▶

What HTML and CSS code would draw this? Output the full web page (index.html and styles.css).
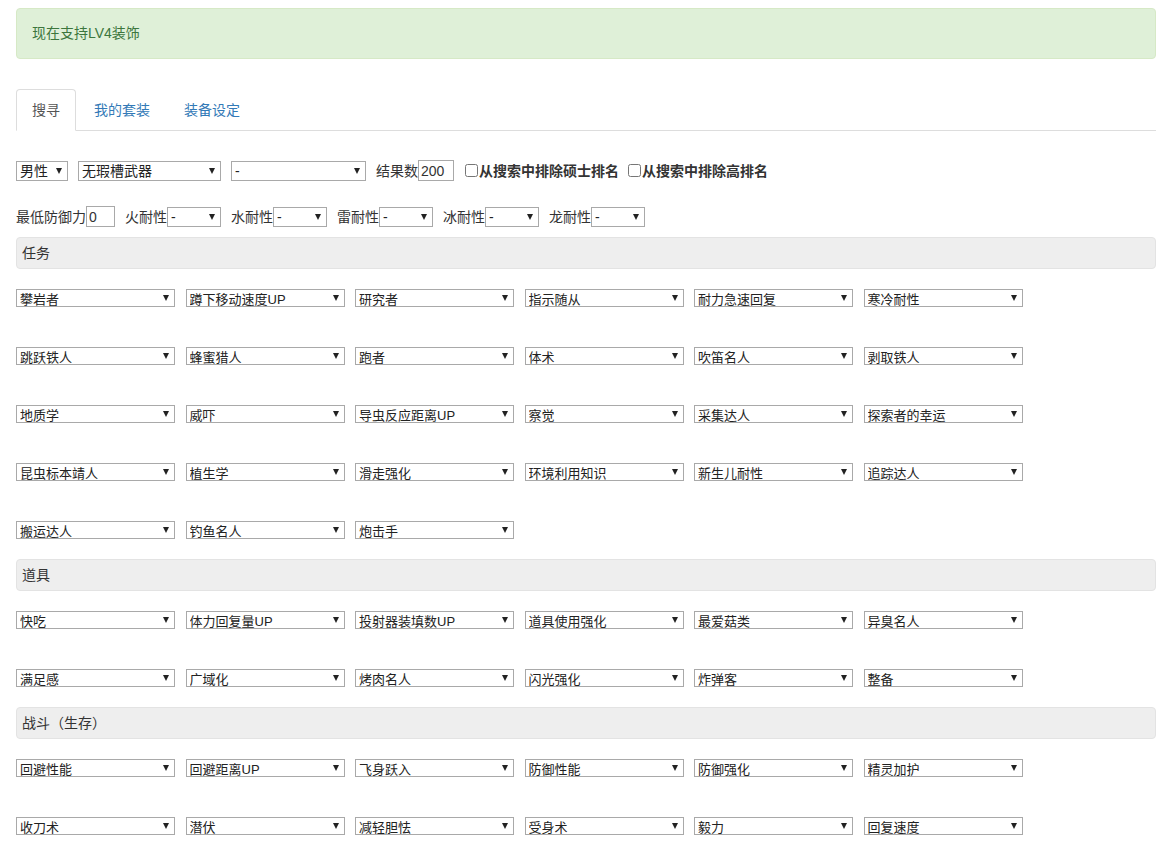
FILE: index.html
```html
<!DOCTYPE html>
<html lang="zh-CN">
<head>
<meta charset="utf-8">
<title>装备搜寻</title>
<link rel="stylesheet" href="styles.css">
</head>
<body>
<div class="page">
  <div class="alert">现在支持LV4装饰</div>

  <ul class="tabs">
    <li class="tab active"><a>搜寻</a></li>
    <li class="tab"><a>我的套装</a></li>
    <li class="tab"><a>装备设定</a></li>
  </ul>

  <div class="form-row row-top">
    <span class="sel sel-lg w-sex"><select><option>男性</option></select></span>
    <span class="sel sel-lg w-weapon"><select><option>无瑕槽武器</option></select></span>
    <span class="sel sel-lg w-dash"><select><option>-</option></select></span>
    <label class="lbl">结果数</label><input class="num w-res" type="text" value="200">
    <label class="chk"><input type="checkbox">从搜索中排除硕士排名</label>
    <label class="chk"><input type="checkbox">从搜索中排除高排名</label>
  </div>

  <div class="form-row row-res">
    <label class="lbl">最低防御力</label><input class="num w-def" type="text" value="0">
    <span class="grp"><label class="lbl">火耐性</label><span class="sel w-res-sel"><select><option>-</option></select></span></span>
    <span class="grp"><label class="lbl">水耐性</label><span class="sel w-res-sel"><select><option>-</option></select></span></span>
    <span class="grp"><label class="lbl">雷耐性</label><span class="sel w-res-sel"><select><option>-</option></select></span></span>
    <span class="grp"><label class="lbl">冰耐性</label><span class="sel w-res-sel"><select><option>-</option></select></span></span>
    <span class="grp"><label class="lbl">龙耐性</label><span class="sel w-res-sel"><select><option>-</option></select></span></span>
  </div>

  <div class="bar">任务</div>
  <div class="skills">
    <span class="sel"><select><option>攀岩者</option></select></span>
    <span class="sel"><select><option>蹲下移动速度UP</option></select></span>
    <span class="sel"><select><option>研究者</option></select></span>
    <span class="sel"><select><option>指示随从</option></select></span>
    <span class="sel"><select><option>耐力急速回复</option></select></span>
    <span class="sel"><select><option>寒冷耐性</option></select></span>
    <span class="sel"><select><option>跳跃铁人</option></select></span>
    <span class="sel"><select><option>蜂蜜猎人</option></select></span>
    <span class="sel"><select><option>跑者</option></select></span>
    <span class="sel"><select><option>体术</option></select></span>
    <span class="sel"><select><option>吹笛名人</option></select></span>
    <span class="sel"><select><option>剥取铁人</option></select></span>
    <span class="sel"><select><option>地质学</option></select></span>
    <span class="sel"><select><option>威吓</option></select></span>
    <span class="sel"><select><option>导虫反应距离UP</option></select></span>
    <span class="sel"><select><option>察觉</option></select></span>
    <span class="sel"><select><option>采集达人</option></select></span>
    <span class="sel"><select><option>探索者的幸运</option></select></span>
    <span class="sel"><select><option>昆虫标本靖人</option></select></span>
    <span class="sel"><select><option>植生学</option></select></span>
    <span class="sel"><select><option>滑走强化</option></select></span>
    <span class="sel"><select><option>环境利用知识</option></select></span>
    <span class="sel"><select><option>新生儿耐性</option></select></span>
    <span class="sel"><select><option>追踪达人</option></select></span>
    <span class="sel"><select><option>搬运达人</option></select></span>
    <span class="sel"><select><option>钓鱼名人</option></select></span>
    <span class="sel"><select><option>炮击手</option></select></span>
  </div>

  <div class="bar">道具</div>
  <div class="skills">
    <span class="sel"><select><option>快吃</option></select></span>
    <span class="sel"><select><option>体力回复量UP</option></select></span>
    <span class="sel"><select><option>投射器装填数UP</option></select></span>
    <span class="sel"><select><option>道具使用强化</option></select></span>
    <span class="sel"><select><option>最爱菇类</option></select></span>
    <span class="sel"><select><option>异臭名人</option></select></span>
    <span class="sel"><select><option>满足感</option></select></span>
    <span class="sel"><select><option>广域化</option></select></span>
    <span class="sel"><select><option>烤肉名人</option></select></span>
    <span class="sel"><select><option>闪光强化</option></select></span>
    <span class="sel"><select><option>炸弹客</option></select></span>
    <span class="sel"><select><option>整备</option></select></span>
  </div>

  <div class="bar">战斗（生存）</div>
  <div class="skills">
    <span class="sel"><select><option>回避性能</option></select></span>
    <span class="sel"><select><option>回避距离UP</option></select></span>
    <span class="sel"><select><option>飞身跃入</option></select></span>
    <span class="sel"><select><option>防御性能</option></select></span>
    <span class="sel"><select><option>防御强化</option></select></span>
    <span class="sel"><select><option>精灵加护</option></select></span>
    <span class="sel"><select><option>收刀术</option></select></span>
    <span class="sel"><select><option>潜伏</option></select></span>
    <span class="sel"><select><option>减轻胆怯</option></select></span>
    <span class="sel"><select><option>受身术</option></select></span>
    <span class="sel"><select><option>毅力</option></select></span>
    <span class="sel"><select><option>回复速度</option></select></span>
  </div>
</div>
</body>
</html>
```

FILE: styles.css
```css
* { box-sizing: border-box; }

html, body {
  margin: 0;
  padding: 0;
  background: #fff;
}

body {
  font-family: "Liberation Sans", "Noto Sans CJK SC", sans-serif;
  font-size: 14px;
  line-height: 20px;
  color: #333;
}

.page {
  padding: 8px 8px 40px 16px;
}

.alert {
  background: #dff0d8;
  border: 1px solid #d6e9c6;
  border-radius: 4px;
  color: #3c763d;
  padding: 15px;
  height: 51px;
  line-height: 19px;
}

.tabs {
  list-style: none;
  margin: 30px 0 0 0;
  padding: 0;
  display: flex;
  border-bottom: 1px solid #ddd;
}

.tab {
  margin-bottom: -1px;
}

.tab a {
  display: block;
  margin-right: 2px;
  padding: 10px 15px;
  line-height: 20px;
  border: 1px solid transparent;
  border-radius: 4px 4px 0 0;
  color: #337ab7;
  cursor: pointer;
}

.tab.active a {
  color: #555;
  background: #fff;
  border-color: #ddd;
  border-bottom-color: #fff;
}

.form-row {
  display: flex;
  align-items: center;
  height: 21px;
}

.row-top { margin-top: 29px; }
.row-res { margin-top: 25px; }

.lbl {
  color: #333;
  white-space: nowrap;
}

.grp {
  display: flex;
  align-items: center;
  margin-left: 10px;
}

/* select wrapper with drawn arrow */
.sel {
  position: relative;
  display: inline-block;
  height: 18px;
}

.sel select {
  -webkit-appearance: none;
  appearance: none;
  display: block;
  width: 100%;
  height: 100%;
  margin: 0;
  padding: 2px 16px 0 3px;
  border: 1px solid #a9a9a9;
  border-radius: 0;
  background: #fff;
  color: #222;
  font-family: "Liberation Sans", "Noto Sans CJK SC", sans-serif;
  font-size: 13px;
  line-height: 15px;
  outline: none;
}

.sel::after {
  content: "";
  position: absolute;
  right: 6px;
  top: 50%;
  margin-top: -3px;
  width: 0;
  height: 0;
  border-left: 3.5px solid transparent;
  border-right: 3.5px solid transparent;
  border-top: 6px solid #222;
  pointer-events: none;
}

.sel-lg { height: 20px; }
.sel-lg select { font-size: 14px; padding-top: 1px; }

.w-sex { width: 52px; }
.w-weapon { width: 143px; margin-left: 10px; }
.w-dash { width: 135px; margin-left: 10px; margin-right: 10px; }
.w-res-sel { width: 54px; height: 20px; }
.w-res-sel select { font-size: 14px; padding-top: 1px; }

.num {
  height: 21px;
  margin: 0;
  padding: 0 2px;
  border: 1px solid #a9a9a9;
  font-family: "Liberation Sans", "Noto Sans CJK SC", sans-serif;
  font-size: 14px;
  color: #333;
  outline: none;
}

.w-res { width: 36px; margin-right: 11px; }
.w-def { width: 29px; }

.chk {
  display: flex;
  align-items: center;
  font-weight: bold;
  color: #333;
  margin-right: 9px;
  white-space: nowrap;
}

.chk input {
  width: 13px;
  height: 13px;
  margin: 0 1px 0 0;
}

.bar {
  margin-top: 10px;
  height: 32px;
  background: #eee;
  border: 1px solid #e3e3e3;
  border-radius: 4px;
  padding: 5px 5px;
  line-height: 20px;
  color: #333;
}

.skills + .bar { margin-top: 0; }

.skills {
  display: grid;
  grid-template-columns: repeat(6, 159px);
  column-gap: 10.5px;
  row-gap: 40px;
  padding: 20px 0;
}

.skills .sel {
  width: 159px;
}
```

◀

■ **GIVEN PROBLEM**: Count the lines of the material that include the word "index", then state only the total.

■ **TASK OUTPUT**: 2